RAW DATA:
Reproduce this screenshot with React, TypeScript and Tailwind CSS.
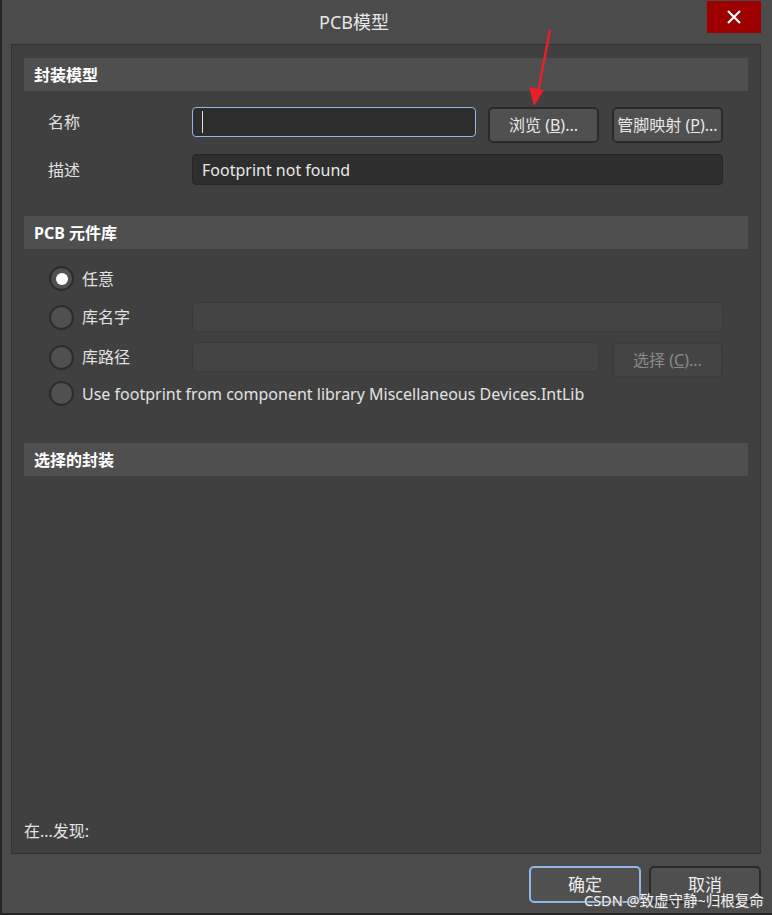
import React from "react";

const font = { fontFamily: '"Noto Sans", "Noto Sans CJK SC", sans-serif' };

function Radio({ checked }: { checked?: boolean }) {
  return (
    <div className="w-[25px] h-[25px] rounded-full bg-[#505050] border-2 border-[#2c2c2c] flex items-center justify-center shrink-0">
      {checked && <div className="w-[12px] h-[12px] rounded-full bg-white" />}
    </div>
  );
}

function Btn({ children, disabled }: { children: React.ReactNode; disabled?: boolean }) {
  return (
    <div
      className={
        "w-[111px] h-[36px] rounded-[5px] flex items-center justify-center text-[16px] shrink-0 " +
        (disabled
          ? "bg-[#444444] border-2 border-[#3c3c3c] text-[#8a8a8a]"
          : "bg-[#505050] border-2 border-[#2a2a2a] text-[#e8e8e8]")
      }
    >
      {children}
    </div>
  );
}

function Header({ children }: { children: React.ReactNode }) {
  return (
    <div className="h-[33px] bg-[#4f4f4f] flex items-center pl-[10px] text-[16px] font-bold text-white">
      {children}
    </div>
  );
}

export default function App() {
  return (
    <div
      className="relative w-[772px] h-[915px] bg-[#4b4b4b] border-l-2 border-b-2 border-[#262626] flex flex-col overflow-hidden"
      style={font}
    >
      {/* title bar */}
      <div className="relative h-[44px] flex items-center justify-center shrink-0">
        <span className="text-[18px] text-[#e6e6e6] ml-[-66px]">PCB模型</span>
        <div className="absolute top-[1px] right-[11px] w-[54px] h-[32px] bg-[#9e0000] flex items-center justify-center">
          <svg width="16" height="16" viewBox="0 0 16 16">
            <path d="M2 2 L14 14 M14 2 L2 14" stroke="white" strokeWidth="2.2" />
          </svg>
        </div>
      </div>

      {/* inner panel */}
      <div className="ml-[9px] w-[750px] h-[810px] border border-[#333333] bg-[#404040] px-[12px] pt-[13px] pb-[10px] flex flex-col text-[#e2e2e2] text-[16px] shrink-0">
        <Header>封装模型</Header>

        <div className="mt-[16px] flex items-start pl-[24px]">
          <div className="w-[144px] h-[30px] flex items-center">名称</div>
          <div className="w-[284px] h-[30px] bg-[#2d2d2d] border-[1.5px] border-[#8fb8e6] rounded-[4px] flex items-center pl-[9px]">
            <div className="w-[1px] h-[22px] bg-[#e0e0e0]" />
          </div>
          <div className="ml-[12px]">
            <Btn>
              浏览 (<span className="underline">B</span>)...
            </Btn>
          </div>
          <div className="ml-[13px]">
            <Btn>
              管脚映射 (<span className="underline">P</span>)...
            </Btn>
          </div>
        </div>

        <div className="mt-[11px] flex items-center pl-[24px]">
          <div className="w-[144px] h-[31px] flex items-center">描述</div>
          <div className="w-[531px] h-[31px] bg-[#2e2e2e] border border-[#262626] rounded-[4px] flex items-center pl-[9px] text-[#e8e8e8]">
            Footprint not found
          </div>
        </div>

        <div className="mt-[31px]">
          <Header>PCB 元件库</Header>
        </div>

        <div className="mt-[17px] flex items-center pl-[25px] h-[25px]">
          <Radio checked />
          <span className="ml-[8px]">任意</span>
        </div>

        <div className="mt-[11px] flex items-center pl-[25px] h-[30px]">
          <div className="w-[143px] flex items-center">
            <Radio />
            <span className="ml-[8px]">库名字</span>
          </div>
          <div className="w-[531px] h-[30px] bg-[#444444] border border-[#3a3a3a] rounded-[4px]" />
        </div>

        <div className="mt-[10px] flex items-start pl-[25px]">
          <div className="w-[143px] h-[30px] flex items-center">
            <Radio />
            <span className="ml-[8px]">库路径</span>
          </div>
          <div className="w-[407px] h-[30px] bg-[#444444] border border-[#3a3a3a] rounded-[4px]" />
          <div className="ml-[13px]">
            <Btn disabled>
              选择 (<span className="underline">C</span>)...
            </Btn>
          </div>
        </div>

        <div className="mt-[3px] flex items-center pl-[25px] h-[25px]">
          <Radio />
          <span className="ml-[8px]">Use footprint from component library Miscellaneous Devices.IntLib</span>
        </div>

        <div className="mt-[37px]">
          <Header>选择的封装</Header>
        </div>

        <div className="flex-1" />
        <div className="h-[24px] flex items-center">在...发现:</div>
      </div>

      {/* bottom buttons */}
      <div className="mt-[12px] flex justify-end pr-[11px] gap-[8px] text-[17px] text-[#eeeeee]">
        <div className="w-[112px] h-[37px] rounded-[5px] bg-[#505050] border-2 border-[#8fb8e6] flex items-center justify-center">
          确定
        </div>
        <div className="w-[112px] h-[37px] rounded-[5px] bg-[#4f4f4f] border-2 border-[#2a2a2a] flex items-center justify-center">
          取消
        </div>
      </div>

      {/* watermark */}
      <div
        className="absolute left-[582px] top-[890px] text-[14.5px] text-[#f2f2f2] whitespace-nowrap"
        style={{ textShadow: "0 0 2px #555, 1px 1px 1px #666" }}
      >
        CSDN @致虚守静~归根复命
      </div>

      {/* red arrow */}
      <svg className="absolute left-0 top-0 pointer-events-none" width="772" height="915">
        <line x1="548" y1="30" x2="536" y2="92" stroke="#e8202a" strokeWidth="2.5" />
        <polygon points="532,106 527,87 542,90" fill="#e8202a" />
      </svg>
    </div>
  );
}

EXERCISE REQUIREMENTS:
Reproduce every line precisely as given, omitting all pictures.

TASK RESULT:
Reproduce this screenshot with React, TypeScript and Tailwind CSS.
import React from "react";

const font = { fontFamily: '"Noto Sans", "Noto Sans CJK SC", sans-serif' };

function Radio({ checked }: { checked?: boolean }) {
  return (
    <div className="w-[25px] h-[25px] rounded-full bg-[#505050] border-2 border-[#2c2c2c] flex items-center justify-center shrink-0">
      {checked && <div className="w-[12px] h-[12px] rounded-full bg-white" />}
    </div>
  );
}

function Btn({ children, disabled }: { children: React.ReactNode; disabled?: boolean }) {
  return (
    <div
      className={
        "w-[111px] h-[36px] rounded-[5px] flex items-center justify-center text-[16px] shrink-0 " +
        (disabled
          ? "bg-[#444444] border-2 border-[#3c3c3c] text-[#8a8a8a]"
          : "bg-[#505050] border-2 border-[#2a2a2a] text-[#e8e8e8]")
      }
    >
      {children}
    </div>
  );
}

function Header({ children }: { children: React.ReactNode }) {
  return (
    <div className="h-[33px] bg-[#4f4f4f] flex items-center pl-[10px] text-[16px] font-bold text-white">
      {children}
    </div>
  );
}

export default function App() {
  return (
    <div
      className="relative w-[772px] h-[915px] bg-[#4b4b4b] border-l-2 border-b-2 border-[#262626] flex flex-col overflow-hidden"
      style={font}
    >
      {/* title bar */}
      <div className="relative h-[44px] flex items-center justify-center shrink-0">
        <span className="text-[18px] text-[#e6e6e6] ml-[-66px]">PCB模型</span>
        <div className="absolute top-[1px] right-[11px] w-[54px] h-[32px] bg-[#9e0000] flex items-center justify-center">
          <svg width="16" height="16" viewBox="0 0 16 16">
            <path d="M2 2 L14 14 M14 2 L2 14" stroke="white" strokeWidth="2.2" />
          </svg>
        </div>
      </div>

      {/* inner panel */}
      <div className="ml-[9px] w-[750px] h-[810px] border border-[#333333] bg-[#404040] px-[12px] pt-[13px] pb-[10px] flex flex-col text-[#e2e2e2] text-[16px] shrink-0">
        <Header>封装模型</Header>

        <div className="mt-[16px] flex items-start pl-[24px]">
          <div className="w-[144px] h-[30px] flex items-center">名称</div>
          <div className="w-[284px] h-[30px] bg-[#2d2d2d] border-[1.5px] border-[#8fb8e6] rounded-[4px] flex items-center pl-[9px]">
            <div className="w-[1px] h-[22px] bg-[#e0e0e0]" />
          </div>
          <div className="ml-[12px]">
            <Btn>
              浏览 (<span className="underline">B</span>)...
            </Btn>
          </div>
          <div className="ml-[13px]">
            <Btn>
              管脚映射 (<span className="underline">P</span>)...
            </Btn>
          </div>
        </div>

        <div className="mt-[11px] flex items-center pl-[24px]">
          <div className="w-[144px] h-[31px] flex items-center">描述</div>
          <div className="w-[531px] h-[31px] bg-[#2e2e2e] border border-[#262626] rounded-[4px] flex items-center pl-[9px] text-[#e8e8e8]">
            Footprint not found
          </div>
        </div>

        <div className="mt-[31px]">
          <Header>PCB 元件库</Header>
        </div>

        <div className="mt-[17px] flex items-center pl-[25px] h-[25px]">
          <Radio checked />
          <span className="ml-[8px]">任意</span>
        </div>

        <div className="mt-[11px] flex items-center pl-[25px] h-[30px]">
          <div className="w-[143px] flex items-center">
            <Radio />
            <span className="ml-[8px]">库名字</span>
          </div>
          <div className="w-[531px] h-[30px] bg-[#444444] border border-[#3a3a3a] rounded-[4px]" />
        </div>

        <div className="mt-[10px] flex items-start pl-[25px]">
          <div className="w-[143px] h-[30px] flex items-center">
            <Radio />
            <span className="ml-[8px]">库路径</span>
          </div>
          <div className="w-[407px] h-[30px] bg-[#444444] border border-[#3a3a3a] rounded-[4px]" />
          <div className="ml-[13px]">
            <Btn disabled>
              选择 (<span className="underline">C</span>)...
            </Btn>
          </div>
        </div>

        <div className="mt-[3px] flex items-center pl-[25px] h-[25px]">
          <Radio />
          <span className="ml-[8px]">Use footprint from component library Miscellaneous Devices.IntLib</span>
        </div>

        <div className="mt-[37px]">
          <Header>选择的封装</Header>
        </div>

        <div className="flex-1" />
        <div className="h-[24px] flex items-center">在...发现:</div>
      </div>

      {/* bottom buttons */}
      <div className="mt-[12px] flex justify-end pr-[11px] gap-[8px] text-[17px] text-[#eeeeee]">
        <div className="w-[112px] h-[37px] rounded-[5px] bg-[#505050] border-2 border-[#8fb8e6] flex items-center justify-center">
          确定
        </div>
        <div className="w-[112px] h-[37px] rounded-[5px] bg-[#4f4f4f] border-2 border-[#2a2a2a] flex items-center justify-center">
          取消
        </div>
      </div>

      {/* watermark */}
      <div
        className="absolute left-[582px] top-[890px] text-[14.5px] text-[#f2f2f2] whitespace-nowrap"
        style={{ textShadow: "0 0 2px #555, 1px 1px 1px #666" }}
      >
        CSDN @致虚守静~归根复命
      </div>

      {/* red arrow */}
      <svg className="absolute left-0 top-0 pointer-events-none" width="772" height="915">
        <line x1="548" y1="30" x2="536" y2="92" stroke="#e8202a" strokeWidth="2.5" />
        <polygon points="532,106 527,87 542,90" fill="#e8202a" />
      </svg>
    </div>
  );
}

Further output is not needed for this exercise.